On July 8, 2022, Tetsuya Yamagami shot former Japanese Prime Minister Shinzo Abe in the chest with a double-barreled shotgun the former had constructed in the comfort of his own home. Abe died five hours later. Yamagami had military training, and a series of family tragedies plus Abe’s cult connections drove him to plot Abe’s murder.
You may be wondering just what is SFnal about this story, and if you’ve been paying attention you probably guessed: the rifle is alive. Specifically the rifle is an alien, descended from “metal creatures who glittered and shifted their forms and raised triumphant cities to the skies.” The rifle is basically a parasite that communicates telepathically with its host, like Sauron’s ring, and Penske has taken Coster’s place as the new Gollum. We learn all this in the last few paragraphs of the story, and for my money I think Drake could’ve done a slightly more convincing job had he opted for fantasy and made the rifle a supernatural thing; but then there weren’t many outlets for short fantasy in 1980. Science fiction it is, then! Drake freely admits to have taken inspiration from Fritz Leiber’s “The Automatic Pistol,” which honestly is a connection I should’ve made from the start given I had read that story.
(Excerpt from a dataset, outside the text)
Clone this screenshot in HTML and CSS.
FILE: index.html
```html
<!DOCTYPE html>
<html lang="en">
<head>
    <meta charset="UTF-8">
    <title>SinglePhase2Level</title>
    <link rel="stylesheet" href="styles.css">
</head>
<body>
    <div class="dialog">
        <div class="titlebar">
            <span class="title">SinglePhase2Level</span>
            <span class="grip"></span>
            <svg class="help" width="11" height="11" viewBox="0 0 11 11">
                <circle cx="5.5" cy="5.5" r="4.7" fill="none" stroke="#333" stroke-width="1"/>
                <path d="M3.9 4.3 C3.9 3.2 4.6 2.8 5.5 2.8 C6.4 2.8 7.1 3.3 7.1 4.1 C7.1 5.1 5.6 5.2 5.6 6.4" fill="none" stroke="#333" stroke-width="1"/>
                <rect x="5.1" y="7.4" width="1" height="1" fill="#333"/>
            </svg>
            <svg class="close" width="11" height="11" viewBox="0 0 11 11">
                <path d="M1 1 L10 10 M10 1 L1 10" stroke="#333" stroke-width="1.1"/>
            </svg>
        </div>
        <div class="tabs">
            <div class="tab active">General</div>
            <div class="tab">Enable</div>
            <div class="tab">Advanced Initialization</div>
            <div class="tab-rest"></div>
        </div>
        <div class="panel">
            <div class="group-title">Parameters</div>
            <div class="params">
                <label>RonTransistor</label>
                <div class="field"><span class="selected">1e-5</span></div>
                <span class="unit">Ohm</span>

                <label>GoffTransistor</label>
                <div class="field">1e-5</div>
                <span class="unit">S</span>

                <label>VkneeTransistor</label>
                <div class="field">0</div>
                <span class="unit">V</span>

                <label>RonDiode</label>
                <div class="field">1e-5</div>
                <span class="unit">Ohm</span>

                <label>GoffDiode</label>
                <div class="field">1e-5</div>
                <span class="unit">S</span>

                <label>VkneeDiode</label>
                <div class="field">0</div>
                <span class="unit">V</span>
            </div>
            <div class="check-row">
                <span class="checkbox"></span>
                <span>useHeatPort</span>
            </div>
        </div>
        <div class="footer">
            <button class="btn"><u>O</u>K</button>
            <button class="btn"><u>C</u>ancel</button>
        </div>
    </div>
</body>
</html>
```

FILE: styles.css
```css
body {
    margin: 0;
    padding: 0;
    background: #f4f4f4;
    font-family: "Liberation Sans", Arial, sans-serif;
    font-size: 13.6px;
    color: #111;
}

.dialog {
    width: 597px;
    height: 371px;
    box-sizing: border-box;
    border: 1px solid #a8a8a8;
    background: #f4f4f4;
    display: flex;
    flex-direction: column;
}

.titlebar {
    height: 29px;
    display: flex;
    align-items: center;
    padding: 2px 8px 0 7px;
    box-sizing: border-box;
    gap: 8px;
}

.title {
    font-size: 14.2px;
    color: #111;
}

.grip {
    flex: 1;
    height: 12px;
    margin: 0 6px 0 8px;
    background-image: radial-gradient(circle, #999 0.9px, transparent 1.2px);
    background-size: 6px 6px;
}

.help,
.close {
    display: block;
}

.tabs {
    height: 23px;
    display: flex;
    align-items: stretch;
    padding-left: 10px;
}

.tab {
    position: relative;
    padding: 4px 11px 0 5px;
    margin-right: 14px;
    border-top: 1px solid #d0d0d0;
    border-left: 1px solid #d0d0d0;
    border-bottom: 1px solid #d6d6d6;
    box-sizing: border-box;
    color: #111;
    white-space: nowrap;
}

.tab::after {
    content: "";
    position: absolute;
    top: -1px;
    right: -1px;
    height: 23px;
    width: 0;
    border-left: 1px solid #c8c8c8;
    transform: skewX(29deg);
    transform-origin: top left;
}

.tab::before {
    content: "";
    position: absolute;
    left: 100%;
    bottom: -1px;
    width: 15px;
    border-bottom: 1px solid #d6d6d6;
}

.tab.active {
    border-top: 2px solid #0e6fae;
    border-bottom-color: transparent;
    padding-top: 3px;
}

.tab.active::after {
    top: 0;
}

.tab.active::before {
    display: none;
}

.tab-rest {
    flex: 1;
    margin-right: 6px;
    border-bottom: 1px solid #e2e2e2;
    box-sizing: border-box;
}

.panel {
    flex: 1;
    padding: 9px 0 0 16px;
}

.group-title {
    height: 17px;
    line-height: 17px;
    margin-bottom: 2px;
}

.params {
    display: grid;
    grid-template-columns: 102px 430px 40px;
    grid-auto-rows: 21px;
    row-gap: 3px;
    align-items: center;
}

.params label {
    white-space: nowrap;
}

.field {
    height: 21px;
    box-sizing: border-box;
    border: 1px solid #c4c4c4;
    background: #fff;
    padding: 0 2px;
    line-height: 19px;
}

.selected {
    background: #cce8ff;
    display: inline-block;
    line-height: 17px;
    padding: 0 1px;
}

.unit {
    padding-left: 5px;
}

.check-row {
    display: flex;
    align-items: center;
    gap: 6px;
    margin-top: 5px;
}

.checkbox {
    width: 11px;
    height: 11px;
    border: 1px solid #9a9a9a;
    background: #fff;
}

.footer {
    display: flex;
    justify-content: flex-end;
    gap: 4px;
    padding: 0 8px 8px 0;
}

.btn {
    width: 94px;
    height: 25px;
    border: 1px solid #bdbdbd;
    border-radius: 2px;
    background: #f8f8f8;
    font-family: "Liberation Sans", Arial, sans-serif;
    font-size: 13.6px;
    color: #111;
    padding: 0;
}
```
I think I prefer Drake’s rendition, granted that “The Automatic Pistol” was a very early Leiber story and that later Leiber would write more gracefully than Drake. You could call it a sort of remake, but I like to think of it more as a variation on a theme. Leiber wrote his story seemingly in reaction to Chicago gang violence in the ’20s and ’30s while Drake was reacting to shootings and assassinations in the ’60s.
A Step Farther Out
A good story can be similar to an older story, by design, and get away with it if it adds something new to the equation, which I think this does. There’s the Leiber influence, with perhaps some Sturgeon (specifically “Killdozer!”) in there as well, but it’s still very much David Drake’s story. The SFnal element is a little arbitrary, in that it could have just easily been explained in supernatural terms, but as a machine fable in the mode of Kipling it’s still effective. This all raises a question, though: If “The Automatic Rifleman” was a then-modernized riff on “The Automatic Pistol,” then what story would take the same basic premise and apply it to the current era? And has such a story already been written?